Bernard Lacroix a eu onze ans en 1944 et c'est le 12 juillet 1944 que son père Auguste Lacroix, agriculteur et maire de Fessy, fut assassiné chez lui, en présence de sa famille(2). Le traumatisme affecta la parole : Bernard et son frère Gilbert bégayèrent pendant longtemps, écrit leur mère, Marie-Antoinette Lacroix née Vernet, dans un récit destiné à ses proches. Une décennie plus tard, Bernard sera appelé sur le théâtre des opérations de la guerre d'Algérie. Il en reviendra chauve et signera ses premiers tableaux Le Chauve.
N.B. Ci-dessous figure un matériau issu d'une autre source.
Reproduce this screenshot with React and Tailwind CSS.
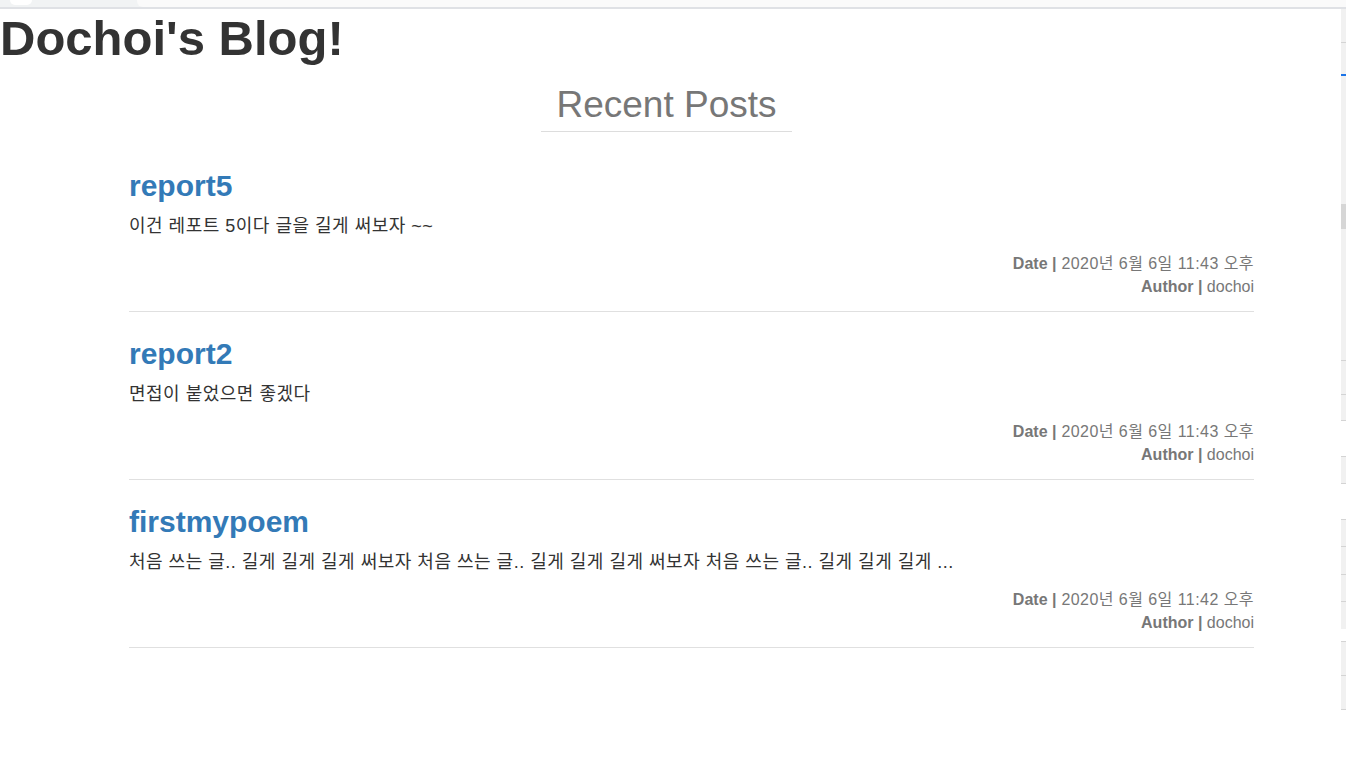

Aux antipodes des rhétoriques de la victimisation qui se généralisent aujourd'hui, nourrissant le ressentiment des uns et des autres, la poésie de Bernard Lacroix se tait sur les horreurs vécues. Elle en vient mais elle les dépasse. À la lisière de deux civilisations, l'ancienne civilisation rurale et la nouvelle civilisation consumériste, à la lisière de deux époques, celle d'un christianisme qui animait la vie quotidienne et celle d'un matérialisme individualiste sans repères, "écrivant sur l'eau" le monde disparu, le poète retrouve, au-delà de la perte, l'être du monde et des hommes. Miracle renouvelé de la poésie franciscaine qui chante les hommes et les animaux, tous créatures de Dieu, qui chante la Création divine comme union de la vie et de la mort au sein du devenir . [...]
Élisabeth Bart-Mermin
Notes:
(1) Cristina Campo, Le Parc aux cerfs in Les Impardonnables ( Gallimard, coll. L'Arpenteur, 1990) p.190
(2) Cet assassinat est mentionné par l'historien Robert Aron dans son livre Histoire de l'épuration, tome 1 ( Fayard, 1967, pp. 564-5) au chapitre intitulé Querelles personnelles, exécutions sommaires et arrestations arbitraires, comme exemple d'exécution " pour raisons de classe, de politique ou d'intérêt".